Fox News host Megyn Kelly blasted her colleague Bill O'Reilly Tuesday night for insisting that Pamela Geller was wrong to hold a free speech event critical of Islam, specifically radical factions within the faith, where people were encouraged to submit depictions of Muhammad, which some Muslims consider to be insulting and blasphemous.
The two FNC hosts discussed the terror attack at the "Muhammad Art Exhibit and Cartoon Contest" in Garland, Texas, Sunday that left two suspects dead and one security guard injured. O'Reilly took the stance that the event's organizers, Geller and the American Freedom Defense Initiative, provoked the attack.
Kelly, however, retaliated and stated that Geller had the right to organize and hold the event under the protection of the First Amendment.
"But there's always cause and effect," O'Reilly countered. "This is what happens when you light the fuse — you get violence."
Kelly then asserted that O'Reilly sounded like he was "attacking the event itself."
ISIS claimed responsibility for the attack on Tuesday, but authorities have yet to confirm whether the shooters, Elton Simpson and Nadir Soofi, were working with or being funded by ISIS.
"We say to the defenders of the cross, the U.S., that future attacks are going to be harsher and worse. The Islamic State soldiers will inflict harm on you with the grace of God. The future is just around the corner," an ISIS radio announcer said two days after the attack.
Simpson was once the subject of a terror investigation, according to ABC News. He was charged and found guilty of lying to federal agents about his trip to Somalia two years ago.
Just before Sunday's planned attack, Simpson tweeted: "My bro and myself have given baby'ah [pledge of allegiance] to Amirul Mu'mineen. May Allah accept us as mujahideen. Make dua [submission of faith]."
Former FBI agent Tim Clemente told CNN that "They may not have had formal contact (with ISIS)," but they "may have had email communication or read communication from ISIS."
Clemente continued: "I don't think they were directed by ISIS. I think it's the other way around — they were kind of applying for membership into ISIS. And so they were doing this act, sent out the tweet in advance because if they know there's a possibility they're not going to make it out of this, then they can't give recognition to what they were trying to do after the fact."
During Sunday's attack, Simpson and Soofi opened fire just outside the Curtis Culwell Center and hit security guard Bruce Joiner in the ankle. A Garland police officer was able to return fire, killing the pair before they could get inside the building.

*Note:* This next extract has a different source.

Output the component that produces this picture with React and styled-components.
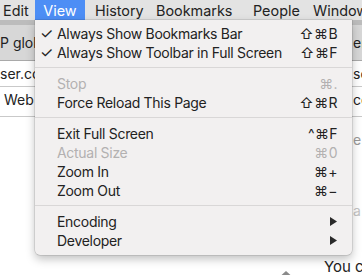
import React from "react";
import styled, { createGlobalStyle } from "styled-components";

const GlobalStyle = createGlobalStyle`
  html, body {
    margin: 0;
    padding: 0;
    width: 362px;
    height: 275px;
    overflow: hidden;
    background: #ffffff;
    font-family: Inter, "Noto Sans", sans-serif;
    -webkit-font-smoothing: antialiased;
  }
`;

// cell widths taken from where each title starts in the menu bar
const barItems = [
  { name: "Edit", width: 35, pad: 3 },
  { name: "View", width: 50, pad: 0 },
  { name: "History", width: 61, pad: 10 },
  { name: "Bookmarks", width: 97, pad: 10 },
  { name: "People", width: 60, pad: 10 },
  { name: "Window", width: 70, pad: 10 },
];

const menu = [
  { check: true, label: "Always Show Bookmarks Bar", keys: "⇧⌘B" },
  { check: true, label: "Always Show Toolbar in Full Screen", keys: "⇧⌘F" },
  { sep: true },
  { label: "Stop", keys: "⌘.", disabled: true },
  { label: "Force Reload This Page", keys: "⇧⌘R" },
  { sep: true },
  { label: "Exit Full Screen", keys: "^⌘F" },
  { label: "Actual Size", keys: "⌘0", disabled: true },
  { label: "Zoom In", keys: "⌘+" },
  { label: "Zoom Out", keys: "⌘−" },
  { sep: true },
  { label: "Encoding", sub: true },
  { label: "Developer", sub: true },
];

function App() {
  return (
    <>
      <GlobalStyle />
      <Screen>
        <MenuBar>
          {barItems.map((item) => (
            <BarItem
              key={item.name}
              $active={item.name === "View"}
              $width={item.width}
              $pad={item.pad}
            >
              {item.name}
            </BarItem>
          ))}
        </MenuBar>
        <Page>
          <Toolbar>
            <span>P global</span>
            <RightCut>er</RightCut>
          </Toolbar>
          <Row $h={26}>
            <span>ser.com</span>
            <RightCut>sc</RightCut>
          </Row>
          <Row $h={30} $top>
            <Indent>Web site</Indent>
            <RightCut>co</RightCut>
          </Row>
          <Body>
            <Faint $top={14}>e</Faint>
            <Faint $top={85} $light>a</Faint>
          </Body>
          <Footer>
            <Caret />
            <span>You c</span>
          </Footer>
        </Page>
        <Dropdown>
          {menu.map((m, i) =>
            m.sep ? (
              <Separator key={i} />
            ) : (
              <Item key={i} $disabled={m.disabled}>
                <Check>{m.check ? "✓" : ""}</Check>
                <Label>{m.label}</Label>
                {m.sub ? (
                  <Arrow viewBox="0 0 7 9">
                    <path d="M0 0 L7 4.5 L0 9 Z" fill="#2a2a2a" />
                  </Arrow>
                ) : (
                  <Keys>{m.keys}</Keys>
                )}
              </Item>
            )
          )}
        </Dropdown>
      </Screen>
    </>
  );
}

const Screen = styled.div`
  position: relative;
  width: 362px;
  height: 275px;
  overflow: hidden;
`;

const MenuBar = styled.div`
  display: flex;
  height: 20px;
  background: #e3e3e3;
  white-space: nowrap;
`;

const BarItem = styled.div`
  display: flex;
  align-items: center;
  justify-content: ${(p) => (p.$active ? "center" : "flex-start")};
  flex: none;
  width: ${(p) => p.$width}px;
  box-sizing: border-box;
  padding-left: ${(p) => p.$pad}px;
  font-size: 14.4px;
  color: ${(p) => (p.$active ? "#ffffff" : "#222222")};
  background: ${(p) => (p.$active ? "#4d8ef5" : "transparent")};
`;

const Page = styled.div`
  display: flex;
  flex-direction: column;
  font-size: 14px;
  color: #222;
`;

const Toolbar = styled.div`
  display: flex;
  align-items: center;
  height: 35px;
  border-top: 5px solid #bcbcbc;
  border-bottom: 1px solid #a9a9a9;
  background: #d7d7d7;
  white-space: nowrap;
`;

const Row = styled.div`
  display: flex;
  align-items: ${(p) => (p.$top ? "flex-start" : "center")};
  height: ${(p) => p.$h}px;
  box-sizing: border-box;
  padding-top: ${(p) => (p.$top ? "4px" : "0")};
  border-bottom: 1px solid #c9c9c9;
  white-space: nowrap;
`;

const Indent = styled.span`
  padding-left: 4px;
`;

const RightCut = styled.span`
  margin-left: auto;
  width: 9px;
  overflow: hidden;
`;

const Body = styled.div`
  position: relative;
  height: 140px;
`;

const Faint = styled.span`
  position: absolute;
  left: 353px;
  top: ${(p) => p.$top}px;
  color: ${(p) => (p.$light ? "#c4c4c4" : "#9a9a9a")};
`;

const Footer = styled.div`
  display: flex;
  align-items: flex-end;
  gap: 28px;
  padding-left: 276px;
  font-size: 15px;
  white-space: nowrap;
`;

const Caret = styled.div`
  width: 0;
  height: 0;
  margin-bottom: -4px;
  border-left: 10px solid transparent;
  border-right: 10px solid transparent;
  border-bottom: 9px solid #8a8a8a;
`;

const Dropdown = styled.div`
  position: absolute;
  top: 20px;
  left: 35px;
  width: 317px;
  padding: 3.5px 0 5px;
  box-sizing: border-box;
  background: #f2f0f0;
  border-radius: 0 0 5px 5px;
  box-shadow: 0 4px 10px rgba(0, 0, 0, 0.25), 0 0 0 0.5px rgba(0, 0, 0, 0.18);
`;

const Item = styled.div`
  display: flex;
  align-items: center;
  height: 19px;
  padding: 0 14px 0 5px;
  font-size: 14px;
  letter-spacing: -0.3px;
  color: ${(p) => (p.$disabled ? "#b3b1b1" : "#222222")};
`;

const Check = styled.span`
  width: 17px;
  font-size: 15px;
  letter-spacing: 0;
`;

const Label = styled.span`
  flex: 1;
  white-space: nowrap;
`;

const Keys = styled.span`
  font-size: 14px;
  letter-spacing: 0.4px;
`;

const Arrow = styled.svg`
  width: 7px;
  height: 9px;
  margin-right: 1px;
`;

const Separator = styled.div`
  height: 1px;
  margin: 5px 0 6px;
  background: #d9d7d7;
`;

export default App;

Daniel Akbari, who practiced law in Iran and has handled hundreds of cases involving Islamic criminal and family law, wrote an op-ed explaining the possible rationale for the shooting: not drawing pictures of the prophet Muhammad but insulting him.
"Although pictures were involved in Garland, the real issue was not depicting Muhammad; it was insulting Muhammad," Akbari wrote for World Net Daily. "No sect of Islam will kill others merely for depicting Muhammad. The problem is pictures that disparage Muhammad or other respected Islamic figures, even if the pictures depict factual events in their lives. Drawing caricatures of Muhammad is per se insulting under Shariah."
Raymond Ibrahim, a Middle East and Islam specialist, noted after the Charlie Hebdo attacks that the West has been desensitized to Islamic violence.
"You see, here in the West, for any Islamic outburst or attack to be deemed 'newsworthy,' it must involve dramatic, wholesale slaughter, as in the Charlie Hebdo affair. Such is the West's desensitization toward Islamic violence. One wonders how long before Charlie Hebdo-style attacks also lose their newsworthiness, becoming commonplace and expected, as the tentacles of the jihad continue to grow," Ibrahim wrote for The Christian Post.
Meanwhile, the State Department continues to search for any links between Soofi, Simpson, and ISIS, to hopefully prevent any further attacks.